Una vez que se abdica —sin la consiguiente evolución intelectual— de las convicciones que inspiran los actos, las declaraciones y las políticas, se deja de ser independiente para convertirse en un mero instrumento ejecutor de quienes sí tienen objetivos muy claros.

Y esto es lo que le ha ocurrido a Zapatero: de líder del PSOE y candidato a La Moncloa ha pasado a ser un mero apéndice de quienes mueven los hilos en el PSOE, y a quienes no les importa en absoluto —es más, lo buscan con ahínco— el holocausto político del leonés en el fuego de la incoherencia y el desprestigio. El antiguo aspirante a estadista responsable, preocupado por los intereses de España, se ha convertido —por imperativo de los intereses de Polanco, González y Cebrián— en correa de transmisión del chantaje sindical subvencionado, al que no le importa el deterioro de la imagen de España ante el mundo ni con tal de tumbar a un Gobierno sin pasar por las urnas.
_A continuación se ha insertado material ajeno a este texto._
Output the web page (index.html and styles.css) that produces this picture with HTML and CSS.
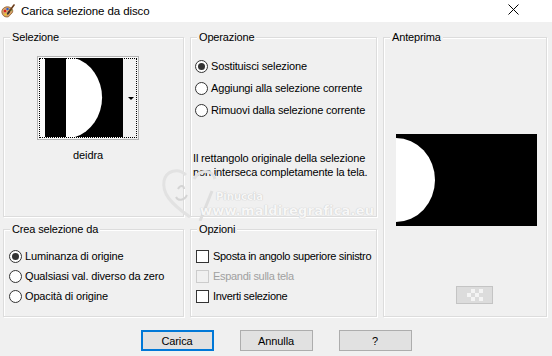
FILE: index.html
```html
<!DOCTYPE html>
<html lang="it">
<head>
<meta charset="utf-8">
<title>Carica selezione da disco</title>
<link rel="stylesheet" href="styles.css">
</head>
<body>
<div class="window">
  <header class="titlebar">
    <svg class="app-icon" width="14" height="14" viewBox="0 0 14 14">
      <path d="M1 9 C0 5 4 2 8 3 C12 4 13 8 10 10 C8 11 9 13 6 13 C3 13 1.5 11 1 9 Z" fill="#d9a36b" stroke="#8a5a2b" stroke-width="0.8"/>
      <circle cx="4" cy="7" r="1.3" fill="#d22"/>
      <circle cx="6.5" cy="5" r="1.2" fill="#2a5fd8"/>
      <circle cx="9.5" cy="6" r="1.2" fill="#3aa33a"/>
      <circle cx="4.5" cy="10.5" r="1.1" fill="#f0d020"/>
      <path d="M13 1 L7.5 8.5" stroke="#6b3c1a" stroke-width="1.6" stroke-linecap="round"/>
      <path d="M8 8 L6.8 9.8" stroke="#333" stroke-width="1.8" stroke-linecap="round"/>
    </svg>
    <span class="title">Carica selezione da disco</span>
    <svg class="close" width="11" height="11" viewBox="0 0 11 11">
      <path d="M0.5 0.5 L10.5 10.5 M10.5 0.5 L0.5 10.5" stroke="#000" stroke-width="1"/>
    </svg>
  </header>

  <main class="dialog">
    <div class="groups">
      <section class="group g-sel">
        <div class="legend">Selezione</div>
        <div class="picker">
          <div class="thumb-frame">
            <svg class="thumb" width="78" height="79" viewBox="0 0 78 79">
              <rect width="78" height="79" fill="#000"/>
              <path d="M21 0 L30 0 A37 41 0 0 1 30 79 L21 79 Z" fill="#fff"/>
            </svg>
            <div class="thumb-drop"><span class="drop-arrow"></span></div>
          </div>
          <div class="thumb-name">deidra</div>
        </div>
      </section>

      <section class="group g-op">
        <div class="legend">Operazione</div>
        <div class="options op-list">
          <label class="opt"><span class="radio on"></span>Sostituisci selezione</label>
          <label class="opt"><span class="radio"></span>Aggiungi alla selezione corrente</label>
          <label class="opt"><span class="radio"></span>Rimuovi dalla selezione corrente</label>
        </div>
        <p class="note">Il rettangolo originale della selezione<br>non interseca completamente la tela.</p>
      </section>

      <section class="group g-prev">
        <div class="legend">Anteprima</div>
        <svg class="preview" width="141" height="92" viewBox="0 0 141 92">
          <rect width="141" height="92" fill="#000"/>
          <path d="M0 4 A39 42 0 0 1 0 88 Z" fill="#fff"/>
        </svg>
        <div class="bg-btn">
          <svg width="16" height="12" viewBox="0 0 16 12">
            <g fill="#f4f4f4">
              <rect x="4" y="0" width="4" height="4"/><rect x="12" y="0" width="4" height="4"/>
              <rect x="0" y="4" width="4" height="4"/><rect x="8" y="4" width="4" height="4"/>
              <rect x="4" y="8" width="4" height="4"/><rect x="12" y="8" width="4" height="4"/>
            </g>
          </svg>
        </div>
      </section>

      <section class="group g-src">
        <div class="legend">Crea selezione da</div>
        <div class="options src-list">
          <label class="opt row20"><span class="radio on"></span>Luminanza di origine</label>
          <label class="opt row20"><span class="radio"></span>Qualsiasi val. diverso da zero</label>
          <label class="opt row20"><span class="radio"></span>Opacità di origine</label>
        </div>
      </section>

      <section class="group g-opt">
        <div class="legend">Opzioni</div>
        <div class="options chk-list">
          <label class="opt row20"><span class="check"></span>Sposta in angolo superiore sinistro</label>
          <label class="opt row20 disabled"><span class="check"></span>Espandi sulla tela</label>
          <label class="opt row20"><span class="check"></span>Inverti selezione</label>
        </div>
      </section>
    </div>

    <div class="buttons">
      <button class="btn default">Carica</button>
      <button class="btn">Annulla</button>
      <button class="btn">?</button>
    </div>
  </main>

  <div class="watermark" aria-hidden="true">
    <svg class="wm-heart" width="60" height="56" viewBox="0 0 60 56">
      <path d="M30 52 C10 38 2 28 4 16 C6 6 18 2 26 10 M34 14 C40 4 52 4 55 14" fill="none" stroke="#e2e2e2" stroke-width="3"/>
      <path d="M18 24 C20 20 24 20 24 24 M27 30 C24 36 18 36 16 32" fill="none" stroke="#d4d4d4" stroke-width="2"/>
      <path d="M52 26 L40 56" fill="none" stroke="#dedede" stroke-width="3"/>
    </svg>
    <span class="wm-name">Pinuccia</span>
    <span class="wm-url">www.maldiregrafica.eu</span>
  </div>
</div>
</body>
</html>
```

FILE: styles.css
```css
* { box-sizing: border-box; }

html, body {
  margin: 0;
  padding: 0;
}

body {
  width: 552px;
  height: 356px;
  overflow: hidden;
  background: #f0f0f0;
  font-family: "Liberation Sans", Arial, sans-serif;
  font-size: 11px;
  color: #000;
}

.window {
  position: relative;
  width: 552px;
  height: 356px;
}

/* Title bar */
.titlebar {
  height: 22px;
  background: #fff;
  display: flex;
  align-items: center;
  padding: 0 0 1px 1px;
}
.app-icon { flex: none; margin-top: 1px; }
.title {
  margin-left: 6px;
  font-size: 11.5px;
  letter-spacing: -0.1px;
}
.close { margin-left: auto; margin-right: 33px; margin-top: -2px; }

/* Dialog body */
.dialog {
  display: flex;
  flex-direction: column;
}

.groups {
  display: grid;
  grid-template-columns: 181px 187px 164px;
  grid-template-rows: 180px 88px;
  column-gap: 6px;
  row-gap: 12px;
  margin: 15px 0 0 3px;
}

.group {
  display: flex;
  flex-direction: column;
  border: 1px solid #dcdcdc;
  box-shadow: inset 1px 1px 0 #fff, 1px 1px 0 #fff;
  min-width: 0;
}

.legend {
  align-self: flex-start;
  margin: -7px 0 0 6px;
  padding: 0 2px;
  line-height: 13px;
  background: #f0f0f0;
  letter-spacing: -0.15px;
}

.g-prev { grid-column: 3; grid-row: 1 / 3; }
.g-src { grid-column: 1; grid-row: 2; }
.g-opt { grid-column: 2; grid-row: 2; }

/* Selezione picker */
.picker {
  align-self: flex-start;
  margin: 12px 0 0 33px;
  display: flex;
  flex-direction: column;
  align-items: center;
  width: 102px;
}
.thumb-frame {
  width: 102px;
  height: 84px;
  border: 1px solid #b4b4b4;
  background: #fafafa;
  outline: 1px dotted #000;
  outline-offset: -3px;
  display: flex;
  padding: 1px 0 0 7px;
}
.thumb { display: block; flex: none; }
.thumb-drop {
  flex: 1;
  display: flex;
  align-items: center;
  justify-content: flex-end;
  padding-right: 4px;
  background: #f2f2f2;
}
.drop-arrow {
  width: 0;
  height: 0;
  border-left: 3px solid transparent;
  border-right: 3px solid transparent;
  border-top: 3px solid #000;
}
.thumb-name {
  margin-top: 9px;
  line-height: 13px;
  font-size: 11px;
  letter-spacing: -0.1px;
}

/* Options */
.options {
  display: flex;
  flex-direction: column;
  letter-spacing: -0.15px;
}
.opt {
  display: flex;
  align-items: center;
  height: 22px;
  gap: 3px;
  white-space: nowrap;
}
.row20 { height: 20px; }

.op-list { margin: 11px 0 0 4px; }
.src-list { margin: 10px 0 0 5px; }
.chk-list { margin: 10px 0 0 5px; gap: 0; letter-spacing: -0.3px; }
.chk-list .opt { gap: 4px; }

.radio {
  flex: none;
  width: 13px;
  height: 13px;
  border-radius: 50%;
  border: 1px solid #333;
  background: #fff;
  display: flex;
  align-items: center;
  justify-content: center;
}
.radio.on::after {
  content: "";
  width: 7px;
  height: 7px;
  border-radius: 50%;
  background: #333;
}

.check {
  flex: none;
  width: 13px;
  height: 13px;
  border: 1px solid #333;
  background: #fff;
}
.disabled { color: #a0a0a0; }
.disabled .check { border-color: #cccccc; background: #f0f0f0; }

.note {
  margin: 31px 0 0 2px;
  line-height: 13.5px;
  letter-spacing: -0.15px;
}

/* Preview */
.preview {
  display: block;
  margin: 90px 0 0 12px;
}
.bg-btn {
  align-self: flex-start;
  margin: 60px 0 0 72px;
  width: 37px;
  height: 18px;
  border: 1px solid #c4c4c4;
  background: #dcdcdc;
  display: flex;
  align-items: center;
  justify-content: center;
}
.bg-btn svg { display: block; }

/* Buttons */
.buttons {
  display: flex;
  justify-content: center;
  gap: 26px;
  margin-top: 13px;
}
.btn {
  width: 73px;
  height: 21px;
  padding: 0;
  border: 1px solid #adadad;
  background: #e1e1e1;
  font-family: "Liberation Sans", Arial, sans-serif;
  font-size: 11px;
  color: #000;
  letter-spacing: -0.1px;
}
.btn.default {
  border-color: #0078d7;
  box-shadow: inset 0 0 0 1px #0078d7;
}

/* Watermark overlay */
.watermark {
  position: absolute;
  left: 160px;
  top: 165px;
  width: 220px;
  height: 56px;
  pointer-events: none;
}
.wm-heart { position: absolute; left: 0; top: 0; }
.wm-name {
  position: absolute;
  left: 56px;
  top: 26px;
  font-family: "DejaVu Sans", sans-serif;
  font-weight: bold;
  font-size: 10px;
  color: #f7f7f7;
  text-shadow: 0 0 1px #c8c8c8, 0 0 1px #c8c8c8;
}
.wm-url {
  position: absolute;
  left: 40px;
  top: 38px;
  font-family: "DejaVu Sans", sans-serif;
  font-weight: bold;
  font-size: 13px;
  letter-spacing: 0.2px;
  color: #f7f7f7;
  text-shadow: 0 0 1px #cccccc, 0 0 1px #cccccc;
}
```
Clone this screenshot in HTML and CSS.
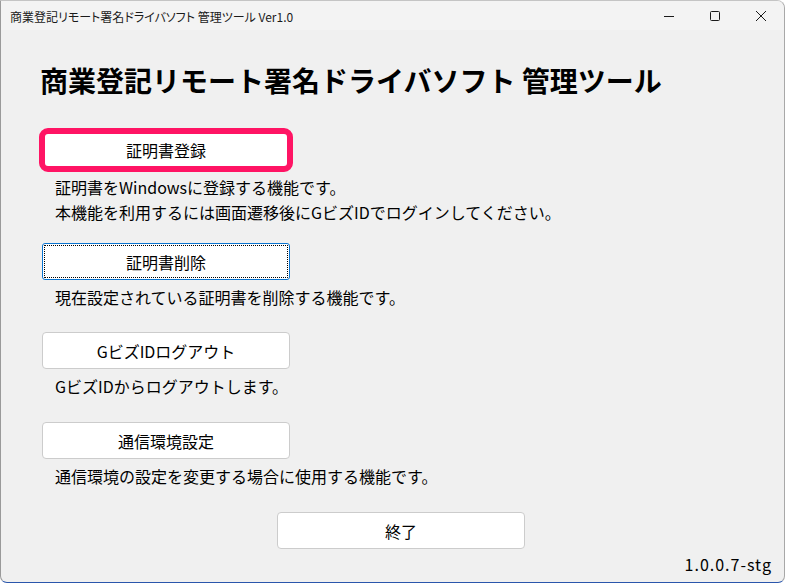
FILE: index.html
```html
<!DOCTYPE html>
<html lang="ja">
<head>
<meta charset="utf-8">
<title>管理ツール</title>
<link rel="stylesheet" href="styles.css">
</head>
<body>
<div class="window">
  <div class="titlebar">
    <div class="title">商業登記リモート署名ドライバソフト 管理ツール Ver1.0</div>
    <div class="controls">
      <div class="ctl"><svg width="12" height="12" viewBox="0 0 12 12"><path d="M1 6.5H11" stroke="#1a1a1a" stroke-width="1"/></svg></div>
      <div class="ctl"><svg width="12" height="12" viewBox="0 0 12 12"><rect x="1.5" y="1.5" width="9" height="9" rx="1" fill="none" stroke="#1a1a1a" stroke-width="1"/></svg></div>
      <div class="ctl"><svg width="12" height="12" viewBox="0 0 12 12"><path d="M1 1L11 11M11 1L1 11" stroke="#1a1a1a" stroke-width="1"/></svg></div>
    </div>
  </div>
  <div class="content">
    <h1 class="heading">商業登記リモート署名ドライバソフト 管理ツール</h1>

    <div class="btn btn-highlight">証明書登録</div>
    <p class="desc desc-first">証明書をWindowsに登録する機能です。<br>本機能を利用するには画面遷移後にGビズIDでログインしてください。</p>

    <div class="btn btn-focus btn-2">証明書削除</div>
    <p class="desc">現在設定されている証明書を削除する機能です。</p>

    <div class="btn btn-3">GビズIDログアウト</div>
    <p class="desc">GビズIDからログアウトします。</p>

    <div class="btn btn-next">通信環境設定</div>
    <p class="desc">通信環境の設定を変更する場合に使用する機能です。</p>

    <div class="btn btn-next btn-exit">終了</div>
    <div class="version">1.0.0.7-stg</div>
  </div>
</div>
</body>
</html>
```
FILE: styles.css
```css
html, body {
  margin: 0;
  padding: 0;
  background: #ffffff;
}
body {
  font-family: "Noto Sans CJK JP", "Noto Sans", sans-serif;
  color: #000;
}
.window {
  box-sizing: border-box;
  width: 785px;
  height: 583px;
  background: #f0f0f0;
  border-left: 1px solid #9a9a9a;
  border-right: 1px solid #a8a8a8;
  border-top: 1px solid #c4c4c4;
  border-bottom: 1px solid #2a56ac;
  border-top-right-radius: 8px;
  border-bottom-left-radius: 7px;
  border-bottom-right-radius: 7px;
  overflow: hidden;
  display: flex;
  flex-direction: column;
}
.titlebar {
  height: 29px;
  background: #f3f3f3;
  display: flex;
  align-items: center;
  justify-content: space-between;
  flex-shrink: 0;
}
.title {
  padding-left: 9px;
  font-size: 12px;
  font-feature-settings: "palt";
  color: #1a1a1a;
  white-space: nowrap;
  padding-top: 1px;
}
.controls {
  display: flex;
  height: 100%;
}
.ctl {
  width: 46px;
  height: 100%;
  display: flex;
  align-items: center;
  justify-content: center;
}
.content {
  flex: 1;
  padding: 32px 13px 0 39px;
  display: flex;
  flex-direction: column;
  align-items: flex-start;
}
.heading {
  margin: 0;
  font-size: 28px;
  line-height: 36px;
  font-weight: bold;
  white-space: nowrap;
}
.btn {
  box-sizing: border-box;
  background: #fff;
  display: flex;
  align-items: center;
  justify-content: center;
  font-size: 16px;
  border: 1px solid #cccccc;
  border-radius: 4px;
  width: 248px;
  height: 37px;
  margin-left: 2px;
}
.btn-highlight {
  width: 254px;
  height: 44px;
  margin-left: -1px;
  margin-top: 30px;
  border: 6px solid #ff1464;
  border-radius: 9px;
}
.btn-focus {
  border: 1px solid #0a74d0;
  border-radius: 3px;
  outline: 1px dotted #000;
  outline-offset: -3px;
}
.btn-2 {
  margin-top: 18px;
}
.btn-3 {
  margin-top: 22px;
}
.btn-next {
  margin-top: 23px;
}
.btn-exit {
  margin-left: 237px;
}
.desc {
  margin: 5px 0 0 0;
  padding-left: 15px;
  font-size: 16px;
  line-height: 25px;
  white-space: nowrap;
}
.desc-first {
  margin-top: 3px;
}
.version {
  align-self: flex-end;
  margin-top: 3px;
  font-size: 16px;
  line-height: 25px;
  letter-spacing: 1px;
  margin-right: -1px;
}
```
La principal consecuencia de la renuncia de Zapatero a sus convicciones es la imposibilidad de articular un proyecto político sólido y creíble. La dependencia ideológica de los editoriales y consignas de El País no sustituye, en modo alguno, la necesaria labor constructiva que implica elaborar una alternativa al PP, la cual pasa por estudiar y analizar a fondo la realidad de la política española y europea.

La sociedad española, como ha quedado de manifiesto en el estrepitoso fracaso de la huelga general, ya no es sensible a la demagogia de cortos vuelos en que se ha embarcado el actual líder del PSOE. De sabios es rectificar, y Zapatero debería empezar por aceptar lo evidente: su apuesta por la agitación callejera ha fracasado, y la presidencia española de la Unión Europea, sin ser apoteósica, puede calificarse de moderado éxito para nuestro país. Habida cuenta del escaso margen de maniobra que la lentitud de las instituciones europeas y las reticencias de los estados miembros imponen al desarrollo de políticas comunes, el compromiso de una necesaria política de inmigración común que responda a la necesidades de Europa, así como también el fortalecimiento de la alianza contra el terrorismo, son motivos suficientes para estar razonablemente satisfechos.

Oponer enmiendas a la totalidad, como hace Zapatero, a la gestión europea del Gobierno y optar por la contumacia en lo tocante a la reforma del subsidio de desempleo es el camino más seguro hacia el desprestigio ante la opinión pública. Los ciudadanos no votan consignas o eslóganes, sino programas de gobierno. Y Zapatero, de momento, sólo cuenta con un repertorio de frases rimbombantes... pero vacías de contenido.